When I was a kid, I always imagined a 50+ woman to be on top of it all. Her routine would be well and truly worked out. Her house would be organised and function like clockwork. Perfection would have been worked out so that everything she did was effortless.
So how can you get to my age and still have a spare bed covered in washed clothes that never quite made it to the wardrobe? How can you have a pantry that is disorganised and in need of a grand cleanout after only living in this house for six months? How can I have boxes of unknown and lost things in two rooms of my house, stacked on the veranda, stuffed in no order at all in one of my stables? Cupboards still with stuff at the old house?
I blame the fact we still have not moved properly.

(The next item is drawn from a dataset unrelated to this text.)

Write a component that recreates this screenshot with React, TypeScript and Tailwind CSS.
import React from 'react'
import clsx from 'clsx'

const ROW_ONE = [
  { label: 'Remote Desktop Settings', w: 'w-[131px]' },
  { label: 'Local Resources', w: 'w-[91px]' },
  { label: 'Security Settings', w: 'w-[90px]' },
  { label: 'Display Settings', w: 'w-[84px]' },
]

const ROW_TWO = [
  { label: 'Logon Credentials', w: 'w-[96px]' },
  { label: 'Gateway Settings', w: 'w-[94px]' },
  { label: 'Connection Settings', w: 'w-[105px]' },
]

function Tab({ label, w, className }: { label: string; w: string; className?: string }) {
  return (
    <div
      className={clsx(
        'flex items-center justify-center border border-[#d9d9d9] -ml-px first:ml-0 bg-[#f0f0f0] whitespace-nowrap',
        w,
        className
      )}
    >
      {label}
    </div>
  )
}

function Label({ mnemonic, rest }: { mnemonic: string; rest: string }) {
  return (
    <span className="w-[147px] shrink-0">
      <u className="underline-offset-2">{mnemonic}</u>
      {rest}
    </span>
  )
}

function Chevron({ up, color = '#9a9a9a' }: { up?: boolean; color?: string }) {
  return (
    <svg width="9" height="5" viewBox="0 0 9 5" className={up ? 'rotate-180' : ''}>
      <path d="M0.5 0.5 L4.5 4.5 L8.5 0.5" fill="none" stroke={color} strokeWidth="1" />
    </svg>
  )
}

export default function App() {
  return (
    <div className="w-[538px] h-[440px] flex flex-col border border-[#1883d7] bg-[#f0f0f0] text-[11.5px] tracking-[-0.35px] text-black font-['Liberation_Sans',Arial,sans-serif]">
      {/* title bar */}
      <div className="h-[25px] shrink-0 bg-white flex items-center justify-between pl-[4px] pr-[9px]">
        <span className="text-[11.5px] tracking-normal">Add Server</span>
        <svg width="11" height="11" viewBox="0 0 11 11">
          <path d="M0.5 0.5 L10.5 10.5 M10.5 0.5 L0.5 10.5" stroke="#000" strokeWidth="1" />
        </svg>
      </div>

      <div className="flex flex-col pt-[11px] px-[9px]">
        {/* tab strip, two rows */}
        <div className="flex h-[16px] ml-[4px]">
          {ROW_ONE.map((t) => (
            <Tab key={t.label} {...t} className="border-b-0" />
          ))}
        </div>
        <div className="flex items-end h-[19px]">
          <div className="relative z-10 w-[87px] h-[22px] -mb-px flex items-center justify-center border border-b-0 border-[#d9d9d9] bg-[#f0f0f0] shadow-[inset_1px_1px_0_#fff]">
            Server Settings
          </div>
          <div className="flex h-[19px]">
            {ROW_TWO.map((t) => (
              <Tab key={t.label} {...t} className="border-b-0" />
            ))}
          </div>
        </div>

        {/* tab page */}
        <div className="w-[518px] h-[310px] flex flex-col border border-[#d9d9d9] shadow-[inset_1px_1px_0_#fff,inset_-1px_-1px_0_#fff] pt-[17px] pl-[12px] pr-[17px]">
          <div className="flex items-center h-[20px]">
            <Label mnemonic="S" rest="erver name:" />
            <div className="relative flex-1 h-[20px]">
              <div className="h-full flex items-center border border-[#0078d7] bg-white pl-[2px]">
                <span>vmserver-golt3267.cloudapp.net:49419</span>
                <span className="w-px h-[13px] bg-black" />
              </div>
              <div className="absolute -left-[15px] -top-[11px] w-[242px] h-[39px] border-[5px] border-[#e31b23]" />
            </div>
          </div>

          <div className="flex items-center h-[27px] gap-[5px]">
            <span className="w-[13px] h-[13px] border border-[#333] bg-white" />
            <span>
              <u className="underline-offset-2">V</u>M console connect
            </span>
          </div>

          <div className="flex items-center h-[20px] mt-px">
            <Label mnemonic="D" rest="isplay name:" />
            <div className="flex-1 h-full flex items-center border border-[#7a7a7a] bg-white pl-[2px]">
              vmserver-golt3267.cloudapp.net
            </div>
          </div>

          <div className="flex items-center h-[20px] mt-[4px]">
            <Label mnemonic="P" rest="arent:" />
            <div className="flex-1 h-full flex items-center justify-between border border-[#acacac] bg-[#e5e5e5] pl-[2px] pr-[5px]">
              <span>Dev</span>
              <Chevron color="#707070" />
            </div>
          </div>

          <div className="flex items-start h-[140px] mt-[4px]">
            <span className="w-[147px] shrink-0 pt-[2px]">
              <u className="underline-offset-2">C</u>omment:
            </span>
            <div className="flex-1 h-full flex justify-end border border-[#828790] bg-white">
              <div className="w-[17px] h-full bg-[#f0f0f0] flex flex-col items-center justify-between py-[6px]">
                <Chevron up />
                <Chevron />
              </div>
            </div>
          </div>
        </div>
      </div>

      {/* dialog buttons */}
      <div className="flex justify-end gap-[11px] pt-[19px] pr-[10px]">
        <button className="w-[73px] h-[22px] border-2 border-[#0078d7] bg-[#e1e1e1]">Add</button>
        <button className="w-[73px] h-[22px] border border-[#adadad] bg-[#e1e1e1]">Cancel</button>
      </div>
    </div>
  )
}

We still have a quarter of a house at the old place. And you know what? The stuff I still have there, if I have not missed it yet, then do I really need it? Is it really important. There are still flat packs of Ikea wardrobes on the veranda, yet to be made into three dimensions so I have storage. We still have both son's stuff stored here.
Here's your sign.
This weekend I am doing my very own hoarders makeover. I am getting a great big tarp, spreading it out on the lawn. I am getting trestle tables and a whole pile of plastic storage crates. I have labels and black markers at the ready. There is a film crew coming to record my tears and tantrums. There will be a bossy lady yelling at me 'do you really need this!'. (not really, she will be in my head only)
I will drag out every box, pile and bit of stuff from all the places I have them stashed and I will go through each and every item. I plan on getting rid of at least a third of it, so if you want stuff ... come visit me Sunday afternoon ... it will be on the verge.
I will stack all the keeping stuff into plastic boxes, label it so I can find what I want (like all our birth certificates, marriage certificates and important documents that I know are somewhere but I can't find) and store them in a neat order on shelves in the storeroom set up in one of my stables.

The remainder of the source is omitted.